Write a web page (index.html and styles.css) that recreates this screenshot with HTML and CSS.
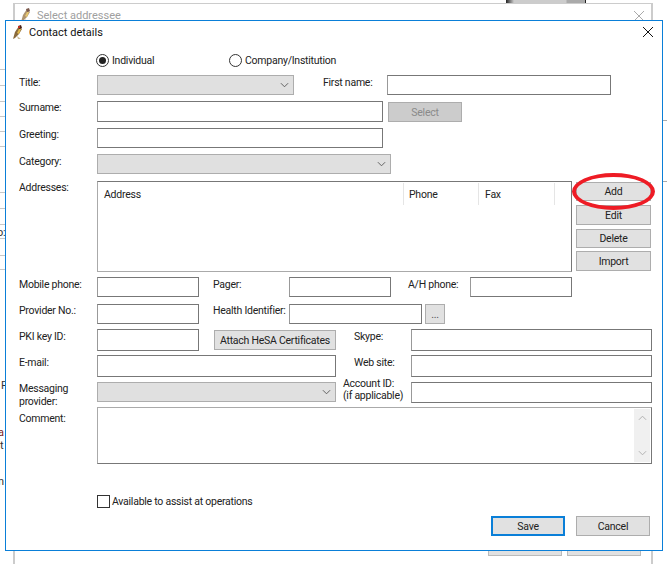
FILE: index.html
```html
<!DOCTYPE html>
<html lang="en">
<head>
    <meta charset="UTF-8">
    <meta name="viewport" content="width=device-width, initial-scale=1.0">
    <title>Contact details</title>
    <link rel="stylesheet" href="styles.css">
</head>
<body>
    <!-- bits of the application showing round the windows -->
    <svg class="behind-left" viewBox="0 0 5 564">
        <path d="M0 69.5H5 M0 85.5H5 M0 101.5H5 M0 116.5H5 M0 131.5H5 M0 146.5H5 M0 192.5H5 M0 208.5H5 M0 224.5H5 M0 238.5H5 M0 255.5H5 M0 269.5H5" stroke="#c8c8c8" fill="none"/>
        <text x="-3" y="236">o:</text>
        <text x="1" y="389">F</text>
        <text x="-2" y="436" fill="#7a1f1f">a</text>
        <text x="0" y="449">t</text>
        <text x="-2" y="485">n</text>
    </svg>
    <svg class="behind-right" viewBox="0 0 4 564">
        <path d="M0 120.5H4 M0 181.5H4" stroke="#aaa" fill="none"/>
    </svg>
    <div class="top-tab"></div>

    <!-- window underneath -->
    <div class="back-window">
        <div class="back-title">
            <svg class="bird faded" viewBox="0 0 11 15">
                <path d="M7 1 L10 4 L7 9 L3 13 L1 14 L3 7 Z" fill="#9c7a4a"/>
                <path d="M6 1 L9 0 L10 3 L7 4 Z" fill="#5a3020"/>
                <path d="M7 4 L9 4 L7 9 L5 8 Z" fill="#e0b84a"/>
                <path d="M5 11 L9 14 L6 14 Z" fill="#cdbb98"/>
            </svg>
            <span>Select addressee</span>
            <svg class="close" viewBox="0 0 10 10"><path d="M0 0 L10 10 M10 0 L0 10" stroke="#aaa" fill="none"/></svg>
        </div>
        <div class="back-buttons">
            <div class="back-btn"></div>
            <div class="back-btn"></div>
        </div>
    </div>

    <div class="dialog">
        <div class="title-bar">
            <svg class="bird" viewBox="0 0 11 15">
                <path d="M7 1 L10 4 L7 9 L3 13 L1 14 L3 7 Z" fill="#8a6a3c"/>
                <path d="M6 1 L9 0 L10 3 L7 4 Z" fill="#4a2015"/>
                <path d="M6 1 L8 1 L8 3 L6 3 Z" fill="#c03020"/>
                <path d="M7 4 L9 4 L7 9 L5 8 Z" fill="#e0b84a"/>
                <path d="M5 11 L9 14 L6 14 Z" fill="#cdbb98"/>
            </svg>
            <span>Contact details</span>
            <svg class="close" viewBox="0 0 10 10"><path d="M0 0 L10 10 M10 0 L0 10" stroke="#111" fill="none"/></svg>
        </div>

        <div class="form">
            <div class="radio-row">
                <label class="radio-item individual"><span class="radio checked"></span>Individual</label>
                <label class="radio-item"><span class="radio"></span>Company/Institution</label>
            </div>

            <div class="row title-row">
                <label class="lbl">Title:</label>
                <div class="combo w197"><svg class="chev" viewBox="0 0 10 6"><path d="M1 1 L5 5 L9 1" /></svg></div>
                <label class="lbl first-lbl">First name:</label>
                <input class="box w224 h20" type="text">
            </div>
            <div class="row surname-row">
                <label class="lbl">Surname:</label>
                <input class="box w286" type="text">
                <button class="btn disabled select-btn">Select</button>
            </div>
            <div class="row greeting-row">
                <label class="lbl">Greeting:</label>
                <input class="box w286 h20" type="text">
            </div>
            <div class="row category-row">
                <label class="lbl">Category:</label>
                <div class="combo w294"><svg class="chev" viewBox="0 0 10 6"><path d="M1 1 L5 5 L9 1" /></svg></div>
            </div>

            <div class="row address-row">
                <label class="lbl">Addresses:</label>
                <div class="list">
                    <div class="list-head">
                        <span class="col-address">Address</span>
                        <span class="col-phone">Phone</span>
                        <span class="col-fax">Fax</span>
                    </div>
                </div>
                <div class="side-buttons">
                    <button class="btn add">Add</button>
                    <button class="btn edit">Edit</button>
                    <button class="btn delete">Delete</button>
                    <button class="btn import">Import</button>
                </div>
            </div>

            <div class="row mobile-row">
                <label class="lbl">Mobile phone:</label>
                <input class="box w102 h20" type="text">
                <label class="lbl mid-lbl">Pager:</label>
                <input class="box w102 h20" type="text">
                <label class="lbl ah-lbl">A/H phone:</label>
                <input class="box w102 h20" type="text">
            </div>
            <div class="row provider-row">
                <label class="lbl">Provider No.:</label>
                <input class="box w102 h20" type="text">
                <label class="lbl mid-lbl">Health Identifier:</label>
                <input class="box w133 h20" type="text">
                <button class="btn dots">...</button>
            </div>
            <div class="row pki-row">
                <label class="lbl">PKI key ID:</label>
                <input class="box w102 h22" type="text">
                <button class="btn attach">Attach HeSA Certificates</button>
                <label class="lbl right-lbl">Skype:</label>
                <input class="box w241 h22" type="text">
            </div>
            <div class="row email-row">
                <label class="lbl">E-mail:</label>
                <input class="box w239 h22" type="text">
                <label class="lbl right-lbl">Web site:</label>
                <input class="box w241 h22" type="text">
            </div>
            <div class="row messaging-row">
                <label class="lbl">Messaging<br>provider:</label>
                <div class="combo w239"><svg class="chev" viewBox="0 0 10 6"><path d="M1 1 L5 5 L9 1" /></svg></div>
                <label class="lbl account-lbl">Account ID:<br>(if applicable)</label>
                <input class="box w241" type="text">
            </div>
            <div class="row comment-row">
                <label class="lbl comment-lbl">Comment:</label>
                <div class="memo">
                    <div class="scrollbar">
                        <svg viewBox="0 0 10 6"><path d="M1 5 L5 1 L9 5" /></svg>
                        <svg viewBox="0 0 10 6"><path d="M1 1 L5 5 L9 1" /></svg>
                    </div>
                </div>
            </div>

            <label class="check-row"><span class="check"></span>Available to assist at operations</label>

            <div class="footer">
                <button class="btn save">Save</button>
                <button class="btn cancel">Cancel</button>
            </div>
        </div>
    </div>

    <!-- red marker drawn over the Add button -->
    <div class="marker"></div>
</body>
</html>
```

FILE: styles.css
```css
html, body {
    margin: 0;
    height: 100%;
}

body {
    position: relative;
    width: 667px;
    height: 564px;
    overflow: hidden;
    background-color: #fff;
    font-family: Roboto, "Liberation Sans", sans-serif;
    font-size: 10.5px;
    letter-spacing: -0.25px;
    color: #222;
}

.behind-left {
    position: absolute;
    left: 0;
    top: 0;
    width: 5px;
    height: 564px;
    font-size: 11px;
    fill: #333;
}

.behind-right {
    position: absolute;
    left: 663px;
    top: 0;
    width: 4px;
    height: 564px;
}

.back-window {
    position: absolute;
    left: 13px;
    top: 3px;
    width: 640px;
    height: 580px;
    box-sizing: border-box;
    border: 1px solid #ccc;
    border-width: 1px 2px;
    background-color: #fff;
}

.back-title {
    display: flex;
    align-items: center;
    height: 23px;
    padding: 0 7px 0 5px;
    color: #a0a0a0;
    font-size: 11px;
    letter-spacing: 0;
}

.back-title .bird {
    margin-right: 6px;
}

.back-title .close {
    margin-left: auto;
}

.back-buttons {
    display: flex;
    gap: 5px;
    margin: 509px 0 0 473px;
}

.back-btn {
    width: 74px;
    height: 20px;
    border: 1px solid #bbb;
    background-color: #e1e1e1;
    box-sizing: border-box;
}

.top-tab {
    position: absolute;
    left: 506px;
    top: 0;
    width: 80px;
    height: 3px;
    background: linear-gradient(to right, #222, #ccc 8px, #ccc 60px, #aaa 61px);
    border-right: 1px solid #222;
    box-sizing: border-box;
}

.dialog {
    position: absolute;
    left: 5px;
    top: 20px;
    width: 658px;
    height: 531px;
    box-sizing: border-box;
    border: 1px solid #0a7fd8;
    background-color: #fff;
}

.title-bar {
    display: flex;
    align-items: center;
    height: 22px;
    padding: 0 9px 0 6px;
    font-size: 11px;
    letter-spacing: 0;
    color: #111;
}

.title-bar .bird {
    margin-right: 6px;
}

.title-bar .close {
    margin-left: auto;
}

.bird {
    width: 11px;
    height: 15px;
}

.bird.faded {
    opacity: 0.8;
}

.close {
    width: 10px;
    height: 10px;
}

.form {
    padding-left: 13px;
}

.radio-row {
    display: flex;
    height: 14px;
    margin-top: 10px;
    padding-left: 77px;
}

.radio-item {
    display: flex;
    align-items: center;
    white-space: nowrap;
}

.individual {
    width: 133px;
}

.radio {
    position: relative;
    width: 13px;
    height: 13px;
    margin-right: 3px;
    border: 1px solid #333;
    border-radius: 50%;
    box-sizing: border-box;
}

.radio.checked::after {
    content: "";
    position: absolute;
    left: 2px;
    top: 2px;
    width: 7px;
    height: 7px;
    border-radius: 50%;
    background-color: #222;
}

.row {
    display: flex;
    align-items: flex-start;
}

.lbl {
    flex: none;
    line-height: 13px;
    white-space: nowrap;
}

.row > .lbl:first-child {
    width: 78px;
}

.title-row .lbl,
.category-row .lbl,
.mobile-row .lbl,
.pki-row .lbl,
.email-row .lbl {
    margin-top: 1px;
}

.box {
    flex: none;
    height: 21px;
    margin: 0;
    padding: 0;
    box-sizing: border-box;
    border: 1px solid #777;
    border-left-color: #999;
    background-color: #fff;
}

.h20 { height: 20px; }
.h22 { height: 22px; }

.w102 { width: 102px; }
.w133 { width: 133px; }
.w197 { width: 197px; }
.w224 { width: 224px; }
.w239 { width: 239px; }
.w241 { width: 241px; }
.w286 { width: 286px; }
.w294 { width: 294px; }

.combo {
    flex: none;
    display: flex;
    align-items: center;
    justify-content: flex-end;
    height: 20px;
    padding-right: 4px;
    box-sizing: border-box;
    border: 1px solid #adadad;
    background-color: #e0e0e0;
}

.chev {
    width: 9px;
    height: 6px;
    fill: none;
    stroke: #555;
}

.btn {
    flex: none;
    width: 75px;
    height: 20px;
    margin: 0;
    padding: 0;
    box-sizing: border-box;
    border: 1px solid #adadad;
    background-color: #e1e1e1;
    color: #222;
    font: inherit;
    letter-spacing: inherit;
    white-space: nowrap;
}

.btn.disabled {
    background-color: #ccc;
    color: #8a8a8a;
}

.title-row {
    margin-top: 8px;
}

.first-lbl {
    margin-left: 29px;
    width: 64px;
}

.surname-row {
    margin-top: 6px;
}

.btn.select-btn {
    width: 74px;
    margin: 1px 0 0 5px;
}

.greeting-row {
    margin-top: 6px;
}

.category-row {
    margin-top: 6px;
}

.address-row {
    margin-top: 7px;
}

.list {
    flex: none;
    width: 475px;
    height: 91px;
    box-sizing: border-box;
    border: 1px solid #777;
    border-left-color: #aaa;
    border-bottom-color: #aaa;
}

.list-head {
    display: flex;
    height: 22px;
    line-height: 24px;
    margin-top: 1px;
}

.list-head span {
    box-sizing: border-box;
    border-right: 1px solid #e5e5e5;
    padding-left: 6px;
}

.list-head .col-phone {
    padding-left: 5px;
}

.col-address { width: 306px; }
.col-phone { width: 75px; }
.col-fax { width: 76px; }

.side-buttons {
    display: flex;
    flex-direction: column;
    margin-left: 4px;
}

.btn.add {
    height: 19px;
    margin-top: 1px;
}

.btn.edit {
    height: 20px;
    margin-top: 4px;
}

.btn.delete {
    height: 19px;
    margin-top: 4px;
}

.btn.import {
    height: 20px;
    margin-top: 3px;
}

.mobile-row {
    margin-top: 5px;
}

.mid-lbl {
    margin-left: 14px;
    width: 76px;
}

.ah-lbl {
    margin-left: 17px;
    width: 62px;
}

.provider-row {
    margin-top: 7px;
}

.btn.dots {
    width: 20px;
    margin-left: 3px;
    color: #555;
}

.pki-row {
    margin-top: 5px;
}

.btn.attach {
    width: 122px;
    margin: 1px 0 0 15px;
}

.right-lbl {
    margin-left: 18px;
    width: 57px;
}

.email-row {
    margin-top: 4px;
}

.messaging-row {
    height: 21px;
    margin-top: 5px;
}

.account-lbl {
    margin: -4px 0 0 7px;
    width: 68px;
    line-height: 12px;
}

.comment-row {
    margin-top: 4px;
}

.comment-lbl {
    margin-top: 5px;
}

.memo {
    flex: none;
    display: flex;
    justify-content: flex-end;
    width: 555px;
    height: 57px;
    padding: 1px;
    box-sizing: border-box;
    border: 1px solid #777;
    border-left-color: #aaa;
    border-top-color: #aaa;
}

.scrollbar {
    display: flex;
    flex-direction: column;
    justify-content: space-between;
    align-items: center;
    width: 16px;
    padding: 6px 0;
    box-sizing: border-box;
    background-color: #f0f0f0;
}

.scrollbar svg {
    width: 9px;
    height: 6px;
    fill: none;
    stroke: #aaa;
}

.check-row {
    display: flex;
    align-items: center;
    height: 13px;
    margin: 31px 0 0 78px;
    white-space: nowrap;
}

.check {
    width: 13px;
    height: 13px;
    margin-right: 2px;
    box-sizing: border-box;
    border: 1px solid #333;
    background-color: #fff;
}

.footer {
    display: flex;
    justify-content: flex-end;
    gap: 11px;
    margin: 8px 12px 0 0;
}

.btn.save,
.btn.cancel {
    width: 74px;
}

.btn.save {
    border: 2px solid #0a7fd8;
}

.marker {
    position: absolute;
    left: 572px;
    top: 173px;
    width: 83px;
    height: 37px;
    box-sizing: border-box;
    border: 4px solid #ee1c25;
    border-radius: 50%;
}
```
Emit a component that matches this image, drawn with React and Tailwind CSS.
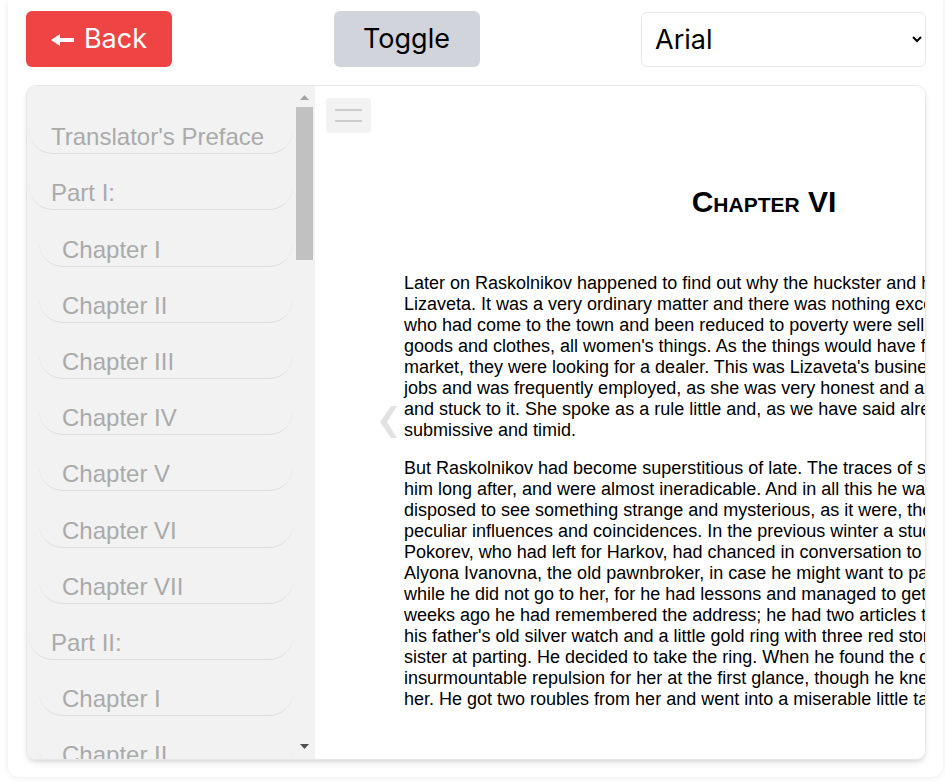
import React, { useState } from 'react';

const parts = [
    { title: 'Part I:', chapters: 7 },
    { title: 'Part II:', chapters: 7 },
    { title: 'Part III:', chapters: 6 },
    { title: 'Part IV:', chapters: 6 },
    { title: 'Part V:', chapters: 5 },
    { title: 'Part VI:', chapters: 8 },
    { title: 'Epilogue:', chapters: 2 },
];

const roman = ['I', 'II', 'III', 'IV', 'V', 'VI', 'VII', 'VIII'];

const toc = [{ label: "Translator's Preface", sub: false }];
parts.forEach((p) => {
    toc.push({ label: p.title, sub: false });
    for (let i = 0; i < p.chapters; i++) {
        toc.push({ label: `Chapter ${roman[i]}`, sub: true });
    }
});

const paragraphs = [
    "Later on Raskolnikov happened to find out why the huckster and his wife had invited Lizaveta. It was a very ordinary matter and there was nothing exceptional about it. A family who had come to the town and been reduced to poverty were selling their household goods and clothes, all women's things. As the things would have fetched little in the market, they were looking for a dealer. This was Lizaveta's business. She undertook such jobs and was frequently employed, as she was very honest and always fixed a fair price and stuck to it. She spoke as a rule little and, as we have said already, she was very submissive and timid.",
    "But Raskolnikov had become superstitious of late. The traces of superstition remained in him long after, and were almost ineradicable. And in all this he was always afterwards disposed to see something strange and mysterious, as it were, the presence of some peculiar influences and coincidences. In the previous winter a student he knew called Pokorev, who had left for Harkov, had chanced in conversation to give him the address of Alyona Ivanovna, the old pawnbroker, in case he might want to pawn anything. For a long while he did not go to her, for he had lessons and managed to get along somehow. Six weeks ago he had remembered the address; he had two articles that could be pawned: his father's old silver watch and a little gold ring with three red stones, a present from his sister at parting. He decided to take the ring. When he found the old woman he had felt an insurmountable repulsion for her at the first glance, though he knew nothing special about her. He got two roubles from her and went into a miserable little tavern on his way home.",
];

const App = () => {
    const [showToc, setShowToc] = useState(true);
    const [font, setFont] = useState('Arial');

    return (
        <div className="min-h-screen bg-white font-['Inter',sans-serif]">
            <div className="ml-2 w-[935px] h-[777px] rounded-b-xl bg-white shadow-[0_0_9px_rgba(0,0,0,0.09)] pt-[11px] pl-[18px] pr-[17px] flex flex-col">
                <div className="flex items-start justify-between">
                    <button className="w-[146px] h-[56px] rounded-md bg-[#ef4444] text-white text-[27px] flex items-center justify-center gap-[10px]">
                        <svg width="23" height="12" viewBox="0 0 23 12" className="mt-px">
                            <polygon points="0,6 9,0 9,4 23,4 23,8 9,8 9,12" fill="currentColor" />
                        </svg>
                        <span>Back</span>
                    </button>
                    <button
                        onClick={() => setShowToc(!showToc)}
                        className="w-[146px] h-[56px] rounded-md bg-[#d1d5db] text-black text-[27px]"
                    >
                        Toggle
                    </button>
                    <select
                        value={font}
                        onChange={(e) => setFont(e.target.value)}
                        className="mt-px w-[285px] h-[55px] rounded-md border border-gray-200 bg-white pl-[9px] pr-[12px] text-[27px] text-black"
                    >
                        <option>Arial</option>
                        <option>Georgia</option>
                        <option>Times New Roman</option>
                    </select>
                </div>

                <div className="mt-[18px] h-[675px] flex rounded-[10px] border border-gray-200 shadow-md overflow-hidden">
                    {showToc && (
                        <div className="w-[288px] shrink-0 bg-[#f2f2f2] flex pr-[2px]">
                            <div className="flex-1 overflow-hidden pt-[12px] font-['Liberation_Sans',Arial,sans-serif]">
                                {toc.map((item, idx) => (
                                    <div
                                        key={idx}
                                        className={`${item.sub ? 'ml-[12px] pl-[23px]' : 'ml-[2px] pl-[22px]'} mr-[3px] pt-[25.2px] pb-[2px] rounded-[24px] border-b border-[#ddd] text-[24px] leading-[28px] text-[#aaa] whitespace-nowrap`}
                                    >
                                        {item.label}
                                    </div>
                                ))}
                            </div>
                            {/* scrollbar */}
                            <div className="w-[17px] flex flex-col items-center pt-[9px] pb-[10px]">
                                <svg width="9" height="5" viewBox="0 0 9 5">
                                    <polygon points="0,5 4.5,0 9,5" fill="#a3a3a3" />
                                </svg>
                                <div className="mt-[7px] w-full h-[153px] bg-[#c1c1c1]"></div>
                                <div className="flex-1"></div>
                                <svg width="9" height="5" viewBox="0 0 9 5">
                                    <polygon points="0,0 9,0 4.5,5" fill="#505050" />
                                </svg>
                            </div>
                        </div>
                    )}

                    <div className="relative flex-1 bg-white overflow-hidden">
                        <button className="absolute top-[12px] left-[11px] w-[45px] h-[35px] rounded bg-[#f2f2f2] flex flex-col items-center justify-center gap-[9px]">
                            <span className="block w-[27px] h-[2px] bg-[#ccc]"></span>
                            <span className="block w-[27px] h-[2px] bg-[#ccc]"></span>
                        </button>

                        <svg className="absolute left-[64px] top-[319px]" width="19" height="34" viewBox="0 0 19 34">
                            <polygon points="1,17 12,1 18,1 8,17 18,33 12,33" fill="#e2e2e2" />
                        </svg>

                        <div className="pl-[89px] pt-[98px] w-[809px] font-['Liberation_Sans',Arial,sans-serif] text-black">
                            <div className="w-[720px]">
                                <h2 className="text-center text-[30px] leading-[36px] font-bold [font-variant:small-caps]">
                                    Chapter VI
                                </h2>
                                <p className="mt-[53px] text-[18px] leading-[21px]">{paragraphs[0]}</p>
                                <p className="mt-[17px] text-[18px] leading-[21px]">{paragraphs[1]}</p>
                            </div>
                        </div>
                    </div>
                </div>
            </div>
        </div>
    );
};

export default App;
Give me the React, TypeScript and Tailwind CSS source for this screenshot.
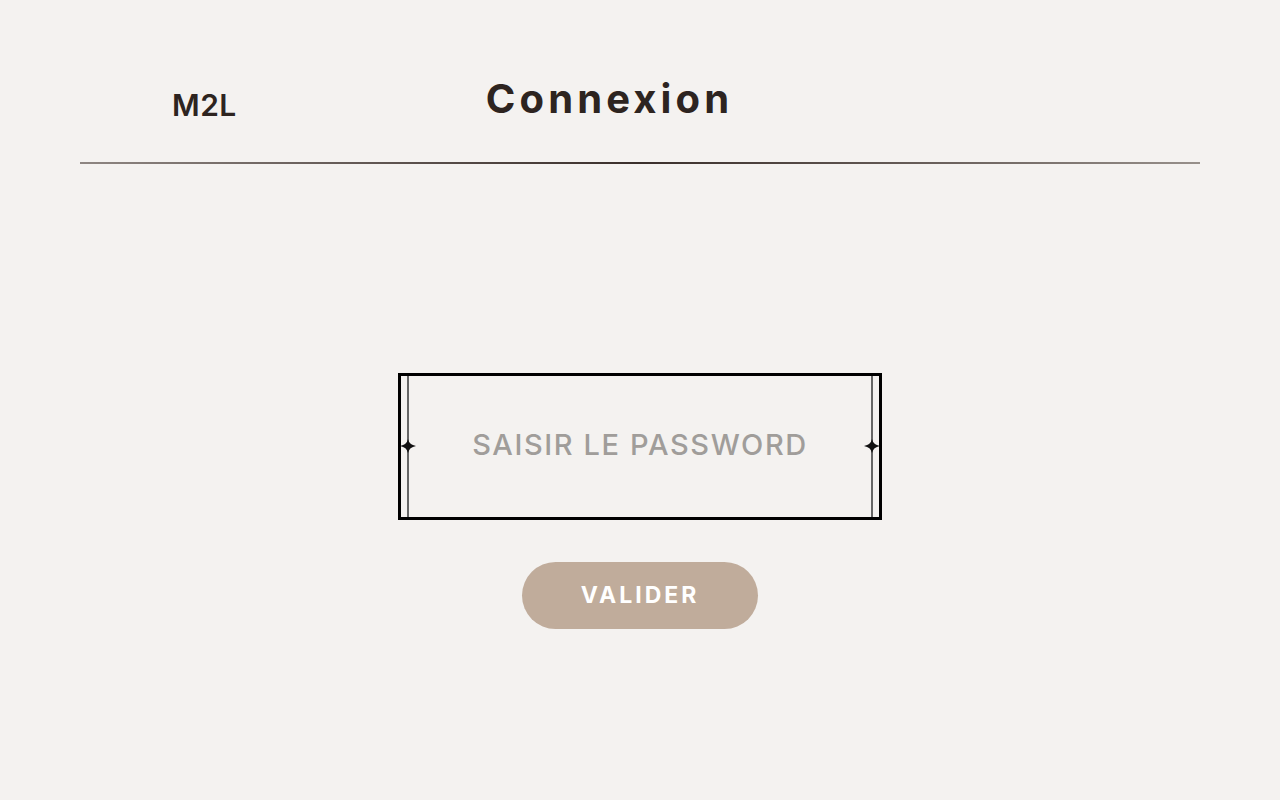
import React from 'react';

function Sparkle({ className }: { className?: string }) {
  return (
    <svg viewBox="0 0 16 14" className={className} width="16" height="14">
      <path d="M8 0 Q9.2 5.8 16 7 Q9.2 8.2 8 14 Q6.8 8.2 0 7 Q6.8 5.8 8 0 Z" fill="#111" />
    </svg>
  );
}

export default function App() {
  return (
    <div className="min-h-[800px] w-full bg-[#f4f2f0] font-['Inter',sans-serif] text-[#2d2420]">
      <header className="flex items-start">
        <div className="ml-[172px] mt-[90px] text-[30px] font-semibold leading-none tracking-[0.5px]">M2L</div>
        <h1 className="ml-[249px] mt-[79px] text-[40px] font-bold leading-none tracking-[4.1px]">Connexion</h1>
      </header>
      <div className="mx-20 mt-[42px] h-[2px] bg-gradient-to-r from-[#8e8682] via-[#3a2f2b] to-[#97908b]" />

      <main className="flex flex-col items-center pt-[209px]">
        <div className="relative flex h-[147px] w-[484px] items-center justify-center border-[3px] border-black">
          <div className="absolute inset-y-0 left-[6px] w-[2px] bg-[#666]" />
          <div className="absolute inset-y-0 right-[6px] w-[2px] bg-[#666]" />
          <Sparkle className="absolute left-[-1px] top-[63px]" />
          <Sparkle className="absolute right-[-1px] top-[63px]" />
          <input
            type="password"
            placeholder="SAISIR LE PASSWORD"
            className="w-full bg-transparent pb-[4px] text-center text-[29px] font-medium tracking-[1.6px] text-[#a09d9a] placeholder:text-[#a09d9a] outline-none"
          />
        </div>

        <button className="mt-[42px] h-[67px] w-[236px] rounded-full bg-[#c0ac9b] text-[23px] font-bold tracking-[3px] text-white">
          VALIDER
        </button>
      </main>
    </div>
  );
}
________
### WRITTEN PROBLEM
Go back to the listing above and reproduce, exactly, the stretch from the line bearing "Emit a component" through the line bearing "['I', 'II', 'III', 'IV', 'V', 'VI', 'VII', 'VIII'];", without its pictures.

### FULL ANSWER
Emit a component that matches this image, drawn with React and Tailwind CSS.
import React, { useState } from 'react';

const parts = [
    { title: 'Part I:', chapters: 7 },
    { title: 'Part II:', chapters: 7 },
    { title: 'Part III:', chapters: 6 },
    { title: 'Part IV:', chapters: 6 },
    { title: 'Part V:', chapters: 5 },
    { title: 'Part VI:', chapters: 8 },
    { title: 'Epilogue:', chapters: 2 },
];

const roman = ['I', 'II', 'III', 'IV', 'V', 'VI', 'VII', 'VIII'];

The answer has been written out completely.